▶ **TASK**
Go through the material below and copy all lines with "this".

start GIVEN RECORDS

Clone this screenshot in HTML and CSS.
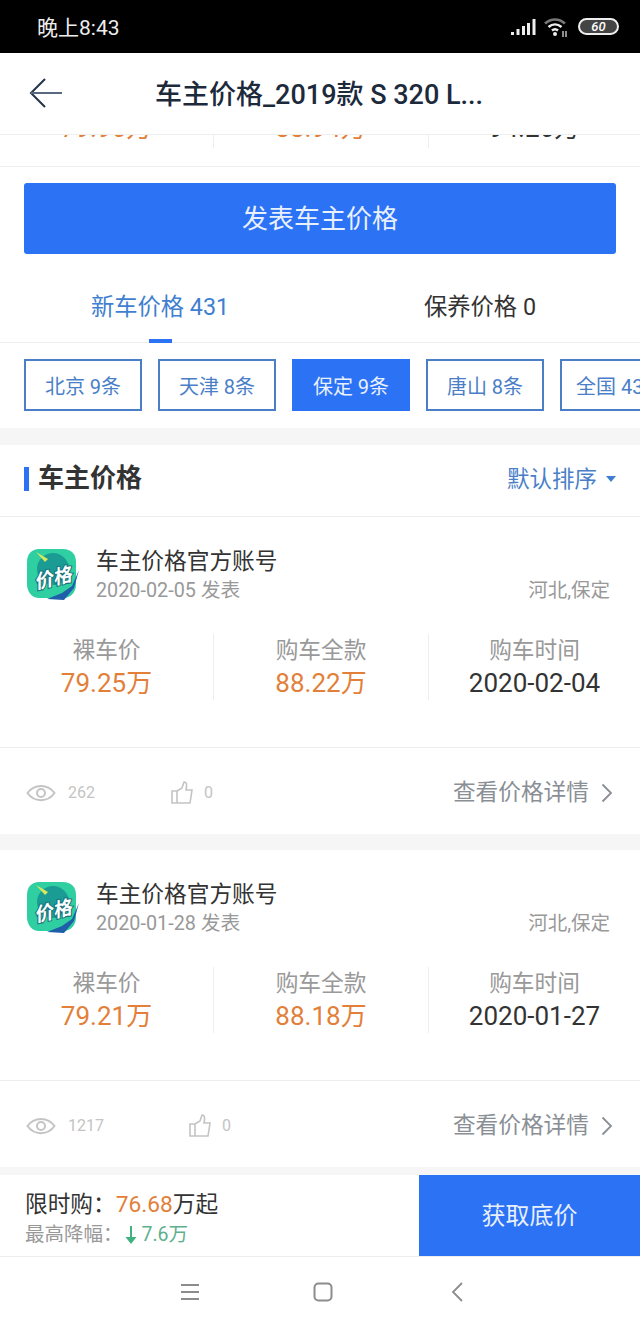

end GIVEN RECORDS
start GIVEN RECORDS

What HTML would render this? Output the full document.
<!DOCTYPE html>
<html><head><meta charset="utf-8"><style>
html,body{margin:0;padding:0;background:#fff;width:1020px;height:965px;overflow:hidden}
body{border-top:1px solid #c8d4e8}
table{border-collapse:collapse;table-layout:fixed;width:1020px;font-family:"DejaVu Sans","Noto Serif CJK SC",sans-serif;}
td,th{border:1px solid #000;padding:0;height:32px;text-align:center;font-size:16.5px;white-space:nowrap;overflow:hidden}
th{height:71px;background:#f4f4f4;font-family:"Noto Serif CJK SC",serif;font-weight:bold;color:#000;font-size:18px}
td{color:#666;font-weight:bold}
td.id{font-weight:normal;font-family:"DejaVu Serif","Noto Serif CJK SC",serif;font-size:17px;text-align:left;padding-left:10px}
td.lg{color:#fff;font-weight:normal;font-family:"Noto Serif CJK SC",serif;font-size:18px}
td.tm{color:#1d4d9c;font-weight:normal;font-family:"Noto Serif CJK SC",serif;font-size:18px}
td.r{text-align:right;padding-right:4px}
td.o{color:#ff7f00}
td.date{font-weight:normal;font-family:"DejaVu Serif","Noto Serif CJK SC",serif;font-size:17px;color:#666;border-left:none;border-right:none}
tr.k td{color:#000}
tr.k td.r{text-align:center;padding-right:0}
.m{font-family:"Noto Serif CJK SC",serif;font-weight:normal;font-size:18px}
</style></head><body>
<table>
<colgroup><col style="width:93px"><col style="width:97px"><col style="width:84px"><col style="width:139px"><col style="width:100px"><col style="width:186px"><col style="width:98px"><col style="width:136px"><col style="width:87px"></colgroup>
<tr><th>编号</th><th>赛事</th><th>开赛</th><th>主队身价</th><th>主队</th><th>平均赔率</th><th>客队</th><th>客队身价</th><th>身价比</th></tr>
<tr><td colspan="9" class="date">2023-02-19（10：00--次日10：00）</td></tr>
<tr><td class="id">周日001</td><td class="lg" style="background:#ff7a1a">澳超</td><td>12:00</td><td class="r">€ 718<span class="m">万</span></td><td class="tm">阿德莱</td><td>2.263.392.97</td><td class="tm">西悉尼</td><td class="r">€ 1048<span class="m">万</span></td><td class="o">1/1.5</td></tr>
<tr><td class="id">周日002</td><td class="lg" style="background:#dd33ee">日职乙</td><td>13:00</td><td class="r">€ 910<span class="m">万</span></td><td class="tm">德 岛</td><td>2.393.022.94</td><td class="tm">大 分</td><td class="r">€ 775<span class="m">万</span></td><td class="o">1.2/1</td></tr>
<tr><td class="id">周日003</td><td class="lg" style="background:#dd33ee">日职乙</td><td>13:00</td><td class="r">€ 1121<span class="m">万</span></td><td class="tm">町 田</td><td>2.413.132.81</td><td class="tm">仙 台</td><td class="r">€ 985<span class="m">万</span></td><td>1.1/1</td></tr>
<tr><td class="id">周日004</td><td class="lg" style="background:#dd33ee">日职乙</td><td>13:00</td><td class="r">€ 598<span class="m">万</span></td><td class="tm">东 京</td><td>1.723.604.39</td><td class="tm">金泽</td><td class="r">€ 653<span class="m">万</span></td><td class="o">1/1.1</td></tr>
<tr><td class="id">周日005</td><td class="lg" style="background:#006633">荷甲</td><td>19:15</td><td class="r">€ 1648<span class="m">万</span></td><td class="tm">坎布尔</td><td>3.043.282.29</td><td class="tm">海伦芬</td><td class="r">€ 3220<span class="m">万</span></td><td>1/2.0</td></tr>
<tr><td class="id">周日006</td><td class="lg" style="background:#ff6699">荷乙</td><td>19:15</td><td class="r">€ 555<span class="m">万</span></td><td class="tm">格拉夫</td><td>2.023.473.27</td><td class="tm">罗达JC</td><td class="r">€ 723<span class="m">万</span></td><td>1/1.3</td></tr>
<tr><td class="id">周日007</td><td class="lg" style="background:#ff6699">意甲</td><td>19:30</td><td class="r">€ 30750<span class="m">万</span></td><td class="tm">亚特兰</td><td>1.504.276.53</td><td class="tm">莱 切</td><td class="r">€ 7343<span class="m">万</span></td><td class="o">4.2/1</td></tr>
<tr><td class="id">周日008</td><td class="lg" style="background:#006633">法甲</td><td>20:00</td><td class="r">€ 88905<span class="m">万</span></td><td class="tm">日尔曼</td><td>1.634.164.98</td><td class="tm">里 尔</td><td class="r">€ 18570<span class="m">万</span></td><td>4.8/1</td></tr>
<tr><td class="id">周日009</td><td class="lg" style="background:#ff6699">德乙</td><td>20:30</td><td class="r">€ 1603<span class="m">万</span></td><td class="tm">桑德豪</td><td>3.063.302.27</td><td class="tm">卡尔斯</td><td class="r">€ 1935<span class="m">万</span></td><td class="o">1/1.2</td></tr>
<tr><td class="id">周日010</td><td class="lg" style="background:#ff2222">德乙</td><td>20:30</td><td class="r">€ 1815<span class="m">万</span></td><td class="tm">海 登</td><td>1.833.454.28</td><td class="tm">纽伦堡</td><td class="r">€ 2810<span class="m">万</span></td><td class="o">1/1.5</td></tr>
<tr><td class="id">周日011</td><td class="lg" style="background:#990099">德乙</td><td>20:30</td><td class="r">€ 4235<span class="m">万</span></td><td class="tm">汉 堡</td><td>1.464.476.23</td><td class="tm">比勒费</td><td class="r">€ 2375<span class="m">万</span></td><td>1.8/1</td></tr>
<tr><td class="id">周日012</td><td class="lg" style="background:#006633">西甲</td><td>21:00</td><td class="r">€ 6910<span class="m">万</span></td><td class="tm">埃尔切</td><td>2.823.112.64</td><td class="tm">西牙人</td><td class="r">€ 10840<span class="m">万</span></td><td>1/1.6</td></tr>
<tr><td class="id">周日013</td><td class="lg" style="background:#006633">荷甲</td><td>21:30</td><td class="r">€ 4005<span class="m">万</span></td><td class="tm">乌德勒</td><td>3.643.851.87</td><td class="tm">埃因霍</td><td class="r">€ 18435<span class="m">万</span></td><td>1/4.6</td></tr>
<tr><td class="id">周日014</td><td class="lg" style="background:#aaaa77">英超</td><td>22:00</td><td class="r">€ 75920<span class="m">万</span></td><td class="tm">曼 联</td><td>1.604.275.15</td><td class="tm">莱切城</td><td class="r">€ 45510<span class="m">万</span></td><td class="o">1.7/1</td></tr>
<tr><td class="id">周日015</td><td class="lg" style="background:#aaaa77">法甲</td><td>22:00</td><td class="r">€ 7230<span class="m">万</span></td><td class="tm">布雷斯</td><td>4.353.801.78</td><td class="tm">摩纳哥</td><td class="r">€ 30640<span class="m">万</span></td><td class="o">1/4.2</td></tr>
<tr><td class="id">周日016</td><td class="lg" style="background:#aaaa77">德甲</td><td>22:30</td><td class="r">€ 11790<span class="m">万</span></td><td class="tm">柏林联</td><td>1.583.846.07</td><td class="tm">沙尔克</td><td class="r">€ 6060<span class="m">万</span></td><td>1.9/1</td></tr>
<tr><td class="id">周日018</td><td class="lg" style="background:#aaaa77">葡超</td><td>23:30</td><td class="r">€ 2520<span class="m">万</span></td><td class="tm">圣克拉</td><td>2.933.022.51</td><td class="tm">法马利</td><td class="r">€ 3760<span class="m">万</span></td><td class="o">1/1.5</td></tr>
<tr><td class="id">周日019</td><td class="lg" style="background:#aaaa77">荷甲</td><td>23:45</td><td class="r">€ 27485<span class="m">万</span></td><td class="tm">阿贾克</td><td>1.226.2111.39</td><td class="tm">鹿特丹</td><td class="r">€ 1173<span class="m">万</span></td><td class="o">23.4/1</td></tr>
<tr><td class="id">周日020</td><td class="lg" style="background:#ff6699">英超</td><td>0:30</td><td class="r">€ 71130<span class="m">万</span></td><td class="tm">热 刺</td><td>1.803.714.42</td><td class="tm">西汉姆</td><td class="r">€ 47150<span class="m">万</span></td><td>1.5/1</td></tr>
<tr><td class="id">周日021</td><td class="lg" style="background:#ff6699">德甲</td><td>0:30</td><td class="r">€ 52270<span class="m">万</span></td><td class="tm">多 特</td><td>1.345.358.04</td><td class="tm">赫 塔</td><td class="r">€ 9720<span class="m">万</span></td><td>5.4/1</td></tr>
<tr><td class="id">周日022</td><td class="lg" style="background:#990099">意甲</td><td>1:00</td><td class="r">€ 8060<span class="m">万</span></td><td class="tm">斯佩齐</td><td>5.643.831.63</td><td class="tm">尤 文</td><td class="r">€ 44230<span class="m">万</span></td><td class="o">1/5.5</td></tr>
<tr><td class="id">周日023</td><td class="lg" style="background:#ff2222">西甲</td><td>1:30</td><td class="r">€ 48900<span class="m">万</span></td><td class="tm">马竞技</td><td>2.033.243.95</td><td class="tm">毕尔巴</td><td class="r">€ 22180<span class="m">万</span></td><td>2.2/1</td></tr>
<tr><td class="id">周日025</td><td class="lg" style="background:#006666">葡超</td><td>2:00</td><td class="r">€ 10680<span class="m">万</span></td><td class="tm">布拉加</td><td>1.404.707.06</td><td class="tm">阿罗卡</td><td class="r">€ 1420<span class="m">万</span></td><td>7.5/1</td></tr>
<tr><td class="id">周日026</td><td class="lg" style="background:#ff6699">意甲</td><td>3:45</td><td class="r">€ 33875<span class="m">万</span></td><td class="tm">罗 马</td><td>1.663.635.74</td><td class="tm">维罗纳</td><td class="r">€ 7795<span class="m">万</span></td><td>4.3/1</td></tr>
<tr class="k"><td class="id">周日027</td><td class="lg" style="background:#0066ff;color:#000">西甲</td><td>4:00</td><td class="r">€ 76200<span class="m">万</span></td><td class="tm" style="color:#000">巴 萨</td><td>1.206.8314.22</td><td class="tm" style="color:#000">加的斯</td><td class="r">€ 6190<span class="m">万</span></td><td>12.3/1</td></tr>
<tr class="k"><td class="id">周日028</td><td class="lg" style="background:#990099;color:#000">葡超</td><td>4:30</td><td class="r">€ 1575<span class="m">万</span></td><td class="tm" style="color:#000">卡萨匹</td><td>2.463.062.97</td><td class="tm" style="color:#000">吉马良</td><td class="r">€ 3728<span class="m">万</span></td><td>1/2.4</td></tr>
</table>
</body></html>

end GIVEN RECORDS

▶ **OUTPUT BELOW**
Clone this screenshot in HTML and CSS.
What HTML would render this? Output the full document.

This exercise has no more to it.